### [COLLECTED DATA]

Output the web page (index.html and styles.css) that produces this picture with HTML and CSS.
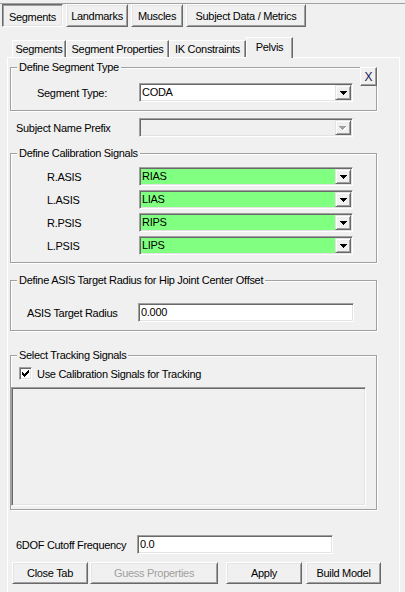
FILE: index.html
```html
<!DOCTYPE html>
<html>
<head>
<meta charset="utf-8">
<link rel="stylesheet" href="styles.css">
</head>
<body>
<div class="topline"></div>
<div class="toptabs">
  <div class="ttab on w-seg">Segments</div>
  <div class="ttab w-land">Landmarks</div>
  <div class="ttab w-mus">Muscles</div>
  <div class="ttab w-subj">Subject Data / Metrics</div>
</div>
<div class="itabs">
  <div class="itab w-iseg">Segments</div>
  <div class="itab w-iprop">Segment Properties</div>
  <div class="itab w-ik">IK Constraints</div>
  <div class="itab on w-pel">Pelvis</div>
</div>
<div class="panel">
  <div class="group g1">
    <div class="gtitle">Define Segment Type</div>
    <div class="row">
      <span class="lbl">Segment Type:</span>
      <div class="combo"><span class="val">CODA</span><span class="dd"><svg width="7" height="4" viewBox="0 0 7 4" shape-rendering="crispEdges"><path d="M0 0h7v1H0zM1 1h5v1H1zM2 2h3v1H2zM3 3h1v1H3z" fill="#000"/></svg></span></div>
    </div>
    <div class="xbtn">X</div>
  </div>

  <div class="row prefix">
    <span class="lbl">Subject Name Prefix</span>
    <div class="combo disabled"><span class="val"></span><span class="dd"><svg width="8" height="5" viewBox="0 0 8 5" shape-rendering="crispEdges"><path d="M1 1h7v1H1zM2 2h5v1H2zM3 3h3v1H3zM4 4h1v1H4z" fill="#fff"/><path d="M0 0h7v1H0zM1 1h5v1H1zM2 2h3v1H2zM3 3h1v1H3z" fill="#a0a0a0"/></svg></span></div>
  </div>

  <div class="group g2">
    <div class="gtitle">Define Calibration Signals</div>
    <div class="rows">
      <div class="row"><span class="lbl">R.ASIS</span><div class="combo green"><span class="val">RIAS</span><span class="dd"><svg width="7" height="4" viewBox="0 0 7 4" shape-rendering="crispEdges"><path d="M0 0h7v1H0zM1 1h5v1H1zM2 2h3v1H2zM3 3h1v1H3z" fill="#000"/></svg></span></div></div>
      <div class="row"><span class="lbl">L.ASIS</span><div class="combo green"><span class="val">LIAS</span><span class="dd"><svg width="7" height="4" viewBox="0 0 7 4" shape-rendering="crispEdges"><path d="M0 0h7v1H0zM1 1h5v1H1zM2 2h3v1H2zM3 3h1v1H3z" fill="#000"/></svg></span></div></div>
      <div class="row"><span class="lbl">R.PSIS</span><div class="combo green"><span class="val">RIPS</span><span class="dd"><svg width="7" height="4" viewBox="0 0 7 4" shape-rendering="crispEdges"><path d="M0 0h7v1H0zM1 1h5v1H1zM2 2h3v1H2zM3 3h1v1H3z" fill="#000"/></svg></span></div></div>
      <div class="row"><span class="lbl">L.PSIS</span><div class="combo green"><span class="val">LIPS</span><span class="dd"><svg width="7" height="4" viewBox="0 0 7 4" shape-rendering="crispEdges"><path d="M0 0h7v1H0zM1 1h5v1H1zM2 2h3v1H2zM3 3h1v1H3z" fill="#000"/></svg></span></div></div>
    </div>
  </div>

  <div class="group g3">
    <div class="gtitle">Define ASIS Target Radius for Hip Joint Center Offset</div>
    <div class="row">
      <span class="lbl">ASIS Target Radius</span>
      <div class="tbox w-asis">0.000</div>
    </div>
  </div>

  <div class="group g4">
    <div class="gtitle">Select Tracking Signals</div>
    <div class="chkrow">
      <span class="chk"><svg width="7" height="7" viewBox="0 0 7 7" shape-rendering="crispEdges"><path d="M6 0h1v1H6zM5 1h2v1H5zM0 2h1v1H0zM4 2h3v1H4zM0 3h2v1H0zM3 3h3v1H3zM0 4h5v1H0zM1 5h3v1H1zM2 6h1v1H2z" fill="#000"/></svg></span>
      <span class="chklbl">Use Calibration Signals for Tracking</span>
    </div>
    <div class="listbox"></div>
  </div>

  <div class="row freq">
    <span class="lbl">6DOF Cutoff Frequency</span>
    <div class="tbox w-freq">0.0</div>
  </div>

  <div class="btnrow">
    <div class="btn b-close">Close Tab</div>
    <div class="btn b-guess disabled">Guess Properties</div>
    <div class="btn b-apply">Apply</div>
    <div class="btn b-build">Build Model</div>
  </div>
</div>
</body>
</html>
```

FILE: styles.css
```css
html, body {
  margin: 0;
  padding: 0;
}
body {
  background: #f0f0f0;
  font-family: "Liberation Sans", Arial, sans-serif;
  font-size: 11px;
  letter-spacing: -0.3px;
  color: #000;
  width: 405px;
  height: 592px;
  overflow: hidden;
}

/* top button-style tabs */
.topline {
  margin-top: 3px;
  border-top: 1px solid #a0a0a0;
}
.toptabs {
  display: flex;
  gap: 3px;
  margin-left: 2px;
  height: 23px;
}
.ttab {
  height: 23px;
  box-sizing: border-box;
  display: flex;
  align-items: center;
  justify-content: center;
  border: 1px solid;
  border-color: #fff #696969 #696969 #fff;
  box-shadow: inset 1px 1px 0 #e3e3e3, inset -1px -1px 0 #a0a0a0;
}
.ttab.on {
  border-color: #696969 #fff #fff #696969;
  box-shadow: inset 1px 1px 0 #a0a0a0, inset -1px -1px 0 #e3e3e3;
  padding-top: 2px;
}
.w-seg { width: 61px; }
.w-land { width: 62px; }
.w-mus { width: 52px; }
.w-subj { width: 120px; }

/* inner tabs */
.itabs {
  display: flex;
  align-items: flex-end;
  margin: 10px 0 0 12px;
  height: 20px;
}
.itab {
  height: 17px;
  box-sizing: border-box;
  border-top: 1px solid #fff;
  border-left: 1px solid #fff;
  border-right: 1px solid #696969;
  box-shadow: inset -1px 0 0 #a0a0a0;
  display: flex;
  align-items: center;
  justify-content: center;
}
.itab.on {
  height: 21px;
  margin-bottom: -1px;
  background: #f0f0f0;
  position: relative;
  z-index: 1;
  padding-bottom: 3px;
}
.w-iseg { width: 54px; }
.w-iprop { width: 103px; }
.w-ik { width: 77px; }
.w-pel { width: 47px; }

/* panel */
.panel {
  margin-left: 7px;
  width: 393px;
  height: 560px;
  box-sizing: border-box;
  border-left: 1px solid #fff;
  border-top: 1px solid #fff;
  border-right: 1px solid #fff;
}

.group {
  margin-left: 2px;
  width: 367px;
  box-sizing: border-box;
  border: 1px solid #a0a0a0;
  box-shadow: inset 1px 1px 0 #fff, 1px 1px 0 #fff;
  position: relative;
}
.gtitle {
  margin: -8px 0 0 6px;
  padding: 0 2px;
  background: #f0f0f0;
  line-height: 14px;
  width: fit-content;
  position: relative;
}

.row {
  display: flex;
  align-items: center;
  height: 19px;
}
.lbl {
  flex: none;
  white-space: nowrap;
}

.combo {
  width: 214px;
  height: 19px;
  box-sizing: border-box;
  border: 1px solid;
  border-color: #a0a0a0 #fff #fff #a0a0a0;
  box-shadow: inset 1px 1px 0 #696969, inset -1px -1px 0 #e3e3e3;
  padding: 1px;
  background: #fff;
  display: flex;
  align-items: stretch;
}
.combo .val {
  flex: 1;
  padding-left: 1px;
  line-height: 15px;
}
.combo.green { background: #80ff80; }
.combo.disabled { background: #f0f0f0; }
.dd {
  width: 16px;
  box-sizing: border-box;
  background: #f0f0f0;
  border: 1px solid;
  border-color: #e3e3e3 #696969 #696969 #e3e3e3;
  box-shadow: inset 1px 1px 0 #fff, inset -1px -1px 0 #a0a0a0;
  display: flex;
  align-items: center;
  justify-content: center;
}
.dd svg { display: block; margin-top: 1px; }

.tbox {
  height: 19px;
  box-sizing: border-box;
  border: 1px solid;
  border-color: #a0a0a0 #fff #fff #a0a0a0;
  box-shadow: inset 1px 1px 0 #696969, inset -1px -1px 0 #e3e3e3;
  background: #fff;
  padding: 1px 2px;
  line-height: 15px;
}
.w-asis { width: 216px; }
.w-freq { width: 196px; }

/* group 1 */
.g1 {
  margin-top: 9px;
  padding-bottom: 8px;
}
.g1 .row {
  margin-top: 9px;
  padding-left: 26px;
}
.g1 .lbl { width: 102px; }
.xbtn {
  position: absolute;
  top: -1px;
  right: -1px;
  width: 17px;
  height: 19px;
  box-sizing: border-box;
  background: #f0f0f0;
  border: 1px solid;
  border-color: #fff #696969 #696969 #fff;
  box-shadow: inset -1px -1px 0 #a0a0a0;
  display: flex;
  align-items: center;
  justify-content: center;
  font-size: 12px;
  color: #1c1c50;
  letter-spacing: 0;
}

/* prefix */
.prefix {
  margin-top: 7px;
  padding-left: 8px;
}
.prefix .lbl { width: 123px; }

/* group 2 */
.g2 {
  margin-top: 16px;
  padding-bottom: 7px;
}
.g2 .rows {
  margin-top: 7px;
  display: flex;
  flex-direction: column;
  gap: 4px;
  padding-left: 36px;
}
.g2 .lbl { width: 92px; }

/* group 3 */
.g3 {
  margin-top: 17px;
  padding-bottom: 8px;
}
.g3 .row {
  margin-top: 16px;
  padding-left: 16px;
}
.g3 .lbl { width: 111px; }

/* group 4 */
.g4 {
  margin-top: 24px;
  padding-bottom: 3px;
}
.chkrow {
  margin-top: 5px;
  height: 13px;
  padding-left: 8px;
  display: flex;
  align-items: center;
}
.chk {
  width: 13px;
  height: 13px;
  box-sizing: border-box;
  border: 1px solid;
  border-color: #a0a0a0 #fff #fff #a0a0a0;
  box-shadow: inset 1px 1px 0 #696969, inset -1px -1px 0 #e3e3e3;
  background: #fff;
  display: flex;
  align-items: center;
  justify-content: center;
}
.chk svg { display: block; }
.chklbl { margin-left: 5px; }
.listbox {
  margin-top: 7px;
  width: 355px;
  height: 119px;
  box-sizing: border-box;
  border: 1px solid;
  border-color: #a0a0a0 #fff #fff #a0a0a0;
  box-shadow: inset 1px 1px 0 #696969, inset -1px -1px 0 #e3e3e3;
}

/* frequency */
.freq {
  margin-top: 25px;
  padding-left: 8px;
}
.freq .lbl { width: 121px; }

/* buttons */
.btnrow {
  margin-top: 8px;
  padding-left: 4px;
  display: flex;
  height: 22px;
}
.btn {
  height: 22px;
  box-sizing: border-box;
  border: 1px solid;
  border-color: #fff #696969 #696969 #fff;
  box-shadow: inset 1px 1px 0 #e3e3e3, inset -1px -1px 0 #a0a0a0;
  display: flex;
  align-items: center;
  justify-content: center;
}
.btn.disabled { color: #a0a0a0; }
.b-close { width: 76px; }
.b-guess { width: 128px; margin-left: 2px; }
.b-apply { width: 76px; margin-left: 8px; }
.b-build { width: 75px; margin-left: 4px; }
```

### [JOB]
Determine how many lines contain the word "styles" and reply with that number alone.

### [TASK RESPONSE]
3